RIYADH: The fourth annual Governance, Performance, Risk, and Compliance Summit, themed “Integration for Strategic Performance,” will begin on Monday in Riyadh, aiming to transform regulatory systems from oversight tools into drivers of innovation and growth.

Inge Vasshus, chair of the organizing committee, said: “The summit seeks to foster a corporate culture where risk management and compliance are seamlessly embedded into strategic operations.”

Day 1 will open with a keynote titled “Risk Is Our Business,” focusing on shifting from documentation-based approaches to strategic risk integration.

The agenda includes panel discussions with representatives from the Center for Governance, the Royal Commission for AlUla, and the GCC Board Directors Institute, examining the integration of governance, risk, and compliance into Saudi companies’ strategies.

Speakers will also present case studies from Saudi institutions and PIF-backed companies, highlighting the impact of governance practices, the role of artificial intelligence in sustainability, and the link between sustainability and competitive governance.

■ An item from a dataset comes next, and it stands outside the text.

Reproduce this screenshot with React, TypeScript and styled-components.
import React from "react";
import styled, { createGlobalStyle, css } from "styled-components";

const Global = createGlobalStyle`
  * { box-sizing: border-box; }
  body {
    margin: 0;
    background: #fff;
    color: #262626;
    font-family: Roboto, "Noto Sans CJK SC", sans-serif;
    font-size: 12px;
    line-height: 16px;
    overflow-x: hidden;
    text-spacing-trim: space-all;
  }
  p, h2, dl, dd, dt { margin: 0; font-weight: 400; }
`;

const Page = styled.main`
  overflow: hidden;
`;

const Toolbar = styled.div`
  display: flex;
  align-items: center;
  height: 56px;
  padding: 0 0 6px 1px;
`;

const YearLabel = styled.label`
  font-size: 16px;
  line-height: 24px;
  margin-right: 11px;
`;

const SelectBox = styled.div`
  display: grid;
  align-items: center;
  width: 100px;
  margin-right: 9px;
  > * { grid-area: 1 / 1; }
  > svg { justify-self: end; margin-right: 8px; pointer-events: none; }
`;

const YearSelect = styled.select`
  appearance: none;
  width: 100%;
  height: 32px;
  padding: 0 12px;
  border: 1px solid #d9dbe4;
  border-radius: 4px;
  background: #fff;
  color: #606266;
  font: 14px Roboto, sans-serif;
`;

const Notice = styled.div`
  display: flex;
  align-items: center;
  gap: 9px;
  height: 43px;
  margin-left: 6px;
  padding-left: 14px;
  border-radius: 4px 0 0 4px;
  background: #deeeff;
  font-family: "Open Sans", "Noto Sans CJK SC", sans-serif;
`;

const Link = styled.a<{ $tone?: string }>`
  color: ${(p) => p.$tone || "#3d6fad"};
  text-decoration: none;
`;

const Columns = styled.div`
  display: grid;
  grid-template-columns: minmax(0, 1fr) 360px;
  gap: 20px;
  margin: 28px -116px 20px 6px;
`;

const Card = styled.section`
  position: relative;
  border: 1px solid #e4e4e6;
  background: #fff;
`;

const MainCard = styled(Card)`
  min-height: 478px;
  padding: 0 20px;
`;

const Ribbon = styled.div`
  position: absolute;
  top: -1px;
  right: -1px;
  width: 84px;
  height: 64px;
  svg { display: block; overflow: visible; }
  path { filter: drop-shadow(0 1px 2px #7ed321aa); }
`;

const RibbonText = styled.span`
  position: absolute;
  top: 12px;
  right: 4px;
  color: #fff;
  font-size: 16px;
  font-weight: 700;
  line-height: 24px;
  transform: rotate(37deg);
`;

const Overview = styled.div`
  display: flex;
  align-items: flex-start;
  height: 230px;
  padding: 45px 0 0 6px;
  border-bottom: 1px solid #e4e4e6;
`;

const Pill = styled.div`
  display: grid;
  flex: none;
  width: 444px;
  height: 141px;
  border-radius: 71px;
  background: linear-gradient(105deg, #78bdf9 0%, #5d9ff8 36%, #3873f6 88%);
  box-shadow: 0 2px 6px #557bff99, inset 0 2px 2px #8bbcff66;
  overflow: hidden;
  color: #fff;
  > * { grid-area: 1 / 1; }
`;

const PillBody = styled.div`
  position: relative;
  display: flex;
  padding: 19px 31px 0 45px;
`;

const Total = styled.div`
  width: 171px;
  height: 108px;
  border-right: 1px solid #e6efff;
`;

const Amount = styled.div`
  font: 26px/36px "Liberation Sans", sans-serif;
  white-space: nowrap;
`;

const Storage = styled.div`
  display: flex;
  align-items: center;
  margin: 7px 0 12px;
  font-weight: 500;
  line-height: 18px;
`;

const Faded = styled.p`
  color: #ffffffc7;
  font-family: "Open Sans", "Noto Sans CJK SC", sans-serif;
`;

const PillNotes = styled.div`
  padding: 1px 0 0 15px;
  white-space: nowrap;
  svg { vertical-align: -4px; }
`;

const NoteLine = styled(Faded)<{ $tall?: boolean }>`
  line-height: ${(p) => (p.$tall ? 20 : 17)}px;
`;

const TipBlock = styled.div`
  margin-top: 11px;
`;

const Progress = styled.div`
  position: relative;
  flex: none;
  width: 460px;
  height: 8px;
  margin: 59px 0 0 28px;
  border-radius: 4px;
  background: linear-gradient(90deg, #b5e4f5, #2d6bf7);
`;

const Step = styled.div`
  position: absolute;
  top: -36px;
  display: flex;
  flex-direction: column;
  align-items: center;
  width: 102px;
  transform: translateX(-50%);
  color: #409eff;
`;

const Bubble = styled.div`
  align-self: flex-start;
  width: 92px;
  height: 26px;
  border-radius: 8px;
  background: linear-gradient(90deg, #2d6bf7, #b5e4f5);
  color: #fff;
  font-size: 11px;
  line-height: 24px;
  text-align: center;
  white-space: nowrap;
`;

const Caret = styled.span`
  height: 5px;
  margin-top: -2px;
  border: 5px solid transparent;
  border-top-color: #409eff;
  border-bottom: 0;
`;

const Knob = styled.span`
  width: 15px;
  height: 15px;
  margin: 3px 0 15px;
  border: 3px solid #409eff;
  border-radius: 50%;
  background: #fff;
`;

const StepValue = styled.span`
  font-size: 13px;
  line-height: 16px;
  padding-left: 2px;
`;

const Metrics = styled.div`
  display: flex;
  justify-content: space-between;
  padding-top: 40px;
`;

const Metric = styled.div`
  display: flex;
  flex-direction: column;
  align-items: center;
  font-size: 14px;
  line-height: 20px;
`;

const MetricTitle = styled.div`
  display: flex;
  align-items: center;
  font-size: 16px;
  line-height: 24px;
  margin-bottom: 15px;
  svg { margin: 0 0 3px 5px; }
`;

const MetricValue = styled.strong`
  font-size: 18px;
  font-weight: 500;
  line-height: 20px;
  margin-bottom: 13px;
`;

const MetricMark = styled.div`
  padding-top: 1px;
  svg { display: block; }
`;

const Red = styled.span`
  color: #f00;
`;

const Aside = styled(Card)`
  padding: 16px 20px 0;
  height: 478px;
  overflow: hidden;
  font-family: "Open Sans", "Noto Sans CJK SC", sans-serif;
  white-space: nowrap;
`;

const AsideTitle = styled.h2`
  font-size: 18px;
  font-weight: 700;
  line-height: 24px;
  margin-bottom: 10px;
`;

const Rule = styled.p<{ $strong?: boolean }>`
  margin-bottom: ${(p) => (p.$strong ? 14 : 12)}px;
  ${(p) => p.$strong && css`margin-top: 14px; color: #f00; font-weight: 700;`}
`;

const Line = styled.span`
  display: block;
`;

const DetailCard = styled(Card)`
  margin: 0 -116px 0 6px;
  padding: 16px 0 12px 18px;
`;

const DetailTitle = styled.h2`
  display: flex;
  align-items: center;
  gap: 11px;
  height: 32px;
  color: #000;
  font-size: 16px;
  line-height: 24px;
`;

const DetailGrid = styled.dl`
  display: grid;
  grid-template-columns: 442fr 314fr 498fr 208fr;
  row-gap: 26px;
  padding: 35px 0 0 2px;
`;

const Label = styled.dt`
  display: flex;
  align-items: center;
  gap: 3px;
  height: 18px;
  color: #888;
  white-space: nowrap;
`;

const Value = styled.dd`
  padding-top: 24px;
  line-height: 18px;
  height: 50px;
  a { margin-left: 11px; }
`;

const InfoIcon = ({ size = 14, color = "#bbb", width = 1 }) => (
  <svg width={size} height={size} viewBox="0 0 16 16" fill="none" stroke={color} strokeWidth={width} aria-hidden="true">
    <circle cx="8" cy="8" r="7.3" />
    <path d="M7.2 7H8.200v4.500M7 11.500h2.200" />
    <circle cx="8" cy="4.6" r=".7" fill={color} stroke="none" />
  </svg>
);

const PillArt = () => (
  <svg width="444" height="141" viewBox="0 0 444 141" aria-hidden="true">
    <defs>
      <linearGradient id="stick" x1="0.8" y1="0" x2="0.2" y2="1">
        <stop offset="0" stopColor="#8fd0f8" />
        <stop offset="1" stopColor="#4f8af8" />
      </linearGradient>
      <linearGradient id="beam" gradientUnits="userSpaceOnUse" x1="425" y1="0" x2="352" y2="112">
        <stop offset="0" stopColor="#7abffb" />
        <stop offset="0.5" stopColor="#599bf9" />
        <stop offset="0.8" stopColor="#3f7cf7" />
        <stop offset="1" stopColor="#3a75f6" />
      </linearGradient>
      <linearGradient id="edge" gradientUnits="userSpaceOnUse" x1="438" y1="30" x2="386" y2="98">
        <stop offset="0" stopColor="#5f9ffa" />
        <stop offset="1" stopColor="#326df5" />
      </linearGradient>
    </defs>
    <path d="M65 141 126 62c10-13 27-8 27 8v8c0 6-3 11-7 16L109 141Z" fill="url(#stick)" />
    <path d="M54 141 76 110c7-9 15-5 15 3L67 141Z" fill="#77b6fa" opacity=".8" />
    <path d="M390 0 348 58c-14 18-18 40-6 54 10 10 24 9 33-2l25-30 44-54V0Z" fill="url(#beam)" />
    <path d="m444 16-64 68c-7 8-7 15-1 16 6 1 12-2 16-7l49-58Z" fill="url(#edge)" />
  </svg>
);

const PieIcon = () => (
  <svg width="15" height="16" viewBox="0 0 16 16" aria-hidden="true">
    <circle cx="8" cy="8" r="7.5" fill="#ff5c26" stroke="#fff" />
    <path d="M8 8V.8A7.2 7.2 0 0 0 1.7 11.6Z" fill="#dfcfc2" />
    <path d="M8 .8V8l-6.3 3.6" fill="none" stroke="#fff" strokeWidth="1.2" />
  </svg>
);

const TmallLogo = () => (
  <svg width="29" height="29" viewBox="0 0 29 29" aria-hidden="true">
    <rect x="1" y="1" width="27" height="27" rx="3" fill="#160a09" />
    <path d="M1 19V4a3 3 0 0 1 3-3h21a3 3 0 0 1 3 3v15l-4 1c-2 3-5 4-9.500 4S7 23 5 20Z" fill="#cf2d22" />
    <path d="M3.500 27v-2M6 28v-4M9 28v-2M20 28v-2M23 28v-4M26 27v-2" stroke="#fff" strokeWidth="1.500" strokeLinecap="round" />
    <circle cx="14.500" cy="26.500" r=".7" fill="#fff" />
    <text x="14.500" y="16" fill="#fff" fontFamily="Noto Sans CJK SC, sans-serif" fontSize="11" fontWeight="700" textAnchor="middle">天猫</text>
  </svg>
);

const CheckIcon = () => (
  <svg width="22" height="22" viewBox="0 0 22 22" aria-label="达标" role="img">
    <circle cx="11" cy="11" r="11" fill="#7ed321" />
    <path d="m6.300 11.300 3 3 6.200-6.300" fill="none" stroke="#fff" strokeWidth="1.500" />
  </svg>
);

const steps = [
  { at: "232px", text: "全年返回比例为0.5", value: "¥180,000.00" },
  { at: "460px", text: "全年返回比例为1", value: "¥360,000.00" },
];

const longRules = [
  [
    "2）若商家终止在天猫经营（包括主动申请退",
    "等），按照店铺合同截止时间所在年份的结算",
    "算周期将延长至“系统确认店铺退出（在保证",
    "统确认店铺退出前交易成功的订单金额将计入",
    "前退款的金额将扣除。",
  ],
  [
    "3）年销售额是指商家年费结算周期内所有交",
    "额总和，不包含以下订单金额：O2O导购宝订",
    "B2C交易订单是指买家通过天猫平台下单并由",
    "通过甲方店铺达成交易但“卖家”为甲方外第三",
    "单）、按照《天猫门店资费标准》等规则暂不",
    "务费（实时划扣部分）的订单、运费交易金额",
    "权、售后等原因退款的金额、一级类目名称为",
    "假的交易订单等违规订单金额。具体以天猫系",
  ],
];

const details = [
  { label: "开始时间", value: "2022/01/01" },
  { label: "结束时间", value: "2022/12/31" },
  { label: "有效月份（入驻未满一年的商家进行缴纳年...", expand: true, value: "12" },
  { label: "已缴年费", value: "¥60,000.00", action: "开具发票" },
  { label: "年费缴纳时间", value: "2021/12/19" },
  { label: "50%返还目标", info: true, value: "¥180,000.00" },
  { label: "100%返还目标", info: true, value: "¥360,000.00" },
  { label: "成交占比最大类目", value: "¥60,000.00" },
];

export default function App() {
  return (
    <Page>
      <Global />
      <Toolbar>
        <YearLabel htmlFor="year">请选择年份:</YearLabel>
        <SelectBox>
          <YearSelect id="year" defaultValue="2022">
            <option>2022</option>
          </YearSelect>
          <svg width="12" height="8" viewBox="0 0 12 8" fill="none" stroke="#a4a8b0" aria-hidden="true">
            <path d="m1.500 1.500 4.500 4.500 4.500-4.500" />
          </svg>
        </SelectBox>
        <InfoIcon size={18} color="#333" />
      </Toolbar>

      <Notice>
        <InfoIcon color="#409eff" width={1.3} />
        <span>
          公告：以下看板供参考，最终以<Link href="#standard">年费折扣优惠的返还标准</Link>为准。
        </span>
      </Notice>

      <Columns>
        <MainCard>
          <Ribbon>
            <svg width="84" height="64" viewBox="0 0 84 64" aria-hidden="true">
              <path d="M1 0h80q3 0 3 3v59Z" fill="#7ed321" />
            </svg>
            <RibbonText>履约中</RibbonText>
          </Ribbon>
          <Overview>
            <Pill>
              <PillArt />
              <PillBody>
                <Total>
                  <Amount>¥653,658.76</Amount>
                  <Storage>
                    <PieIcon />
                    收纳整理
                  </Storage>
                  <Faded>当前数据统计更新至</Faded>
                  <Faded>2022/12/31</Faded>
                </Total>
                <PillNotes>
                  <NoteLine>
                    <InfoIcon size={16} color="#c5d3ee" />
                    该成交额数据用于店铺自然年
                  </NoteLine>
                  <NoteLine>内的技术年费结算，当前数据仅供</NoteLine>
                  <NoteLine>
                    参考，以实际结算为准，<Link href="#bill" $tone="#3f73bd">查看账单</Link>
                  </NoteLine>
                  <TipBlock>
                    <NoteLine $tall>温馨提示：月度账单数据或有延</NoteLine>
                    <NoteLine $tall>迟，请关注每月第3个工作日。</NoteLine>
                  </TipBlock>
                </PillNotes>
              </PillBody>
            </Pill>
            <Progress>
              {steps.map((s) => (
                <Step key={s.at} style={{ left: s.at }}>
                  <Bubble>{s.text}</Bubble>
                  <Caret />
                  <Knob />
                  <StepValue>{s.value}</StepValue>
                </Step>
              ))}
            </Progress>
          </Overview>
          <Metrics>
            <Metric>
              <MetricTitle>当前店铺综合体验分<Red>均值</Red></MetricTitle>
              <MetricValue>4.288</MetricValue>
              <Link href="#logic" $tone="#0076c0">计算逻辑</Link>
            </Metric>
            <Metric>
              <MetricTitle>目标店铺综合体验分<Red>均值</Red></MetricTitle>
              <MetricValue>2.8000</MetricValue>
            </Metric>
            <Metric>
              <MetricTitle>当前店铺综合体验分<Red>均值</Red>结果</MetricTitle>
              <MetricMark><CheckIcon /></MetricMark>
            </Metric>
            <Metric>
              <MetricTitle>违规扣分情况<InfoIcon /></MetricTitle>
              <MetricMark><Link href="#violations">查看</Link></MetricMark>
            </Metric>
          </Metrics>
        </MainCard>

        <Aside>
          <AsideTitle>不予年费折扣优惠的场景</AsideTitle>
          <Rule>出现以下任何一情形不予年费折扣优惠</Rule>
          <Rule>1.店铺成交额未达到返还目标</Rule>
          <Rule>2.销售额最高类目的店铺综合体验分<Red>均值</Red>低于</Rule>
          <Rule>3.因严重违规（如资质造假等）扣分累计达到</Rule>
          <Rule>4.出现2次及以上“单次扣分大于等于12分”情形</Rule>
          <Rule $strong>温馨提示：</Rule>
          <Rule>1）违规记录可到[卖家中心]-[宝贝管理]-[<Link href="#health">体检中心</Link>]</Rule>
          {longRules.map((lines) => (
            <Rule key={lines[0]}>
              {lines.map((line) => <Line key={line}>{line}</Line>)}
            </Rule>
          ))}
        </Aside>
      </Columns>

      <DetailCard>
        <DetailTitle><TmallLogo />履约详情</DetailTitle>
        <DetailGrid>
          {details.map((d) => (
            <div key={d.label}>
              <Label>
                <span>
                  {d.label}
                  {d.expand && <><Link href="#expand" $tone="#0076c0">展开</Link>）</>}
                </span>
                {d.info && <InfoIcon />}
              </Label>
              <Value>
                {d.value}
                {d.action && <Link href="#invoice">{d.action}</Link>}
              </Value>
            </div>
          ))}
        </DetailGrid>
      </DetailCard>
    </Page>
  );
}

Day 2 focuses on practical applications, starting with a session on managing supplier and third-party risks in complex organizations. This will be followed by a discussion on future governance frameworks and their alignment with international standards and Saudi Vision 2030.

The program will include a session on its impact on the risk management function, as well as a dedicated session on establishing AI governance frameworks.

It will further explore the evolution of the Gulf’s compliance function from a regulatory obligation into a driver of operational efficiency.

In addition, workshops will address applying “zero-trust” principles to AI agent security, the shift from reactive to proactive risk management, and the impact of individual dominance on board effectiveness.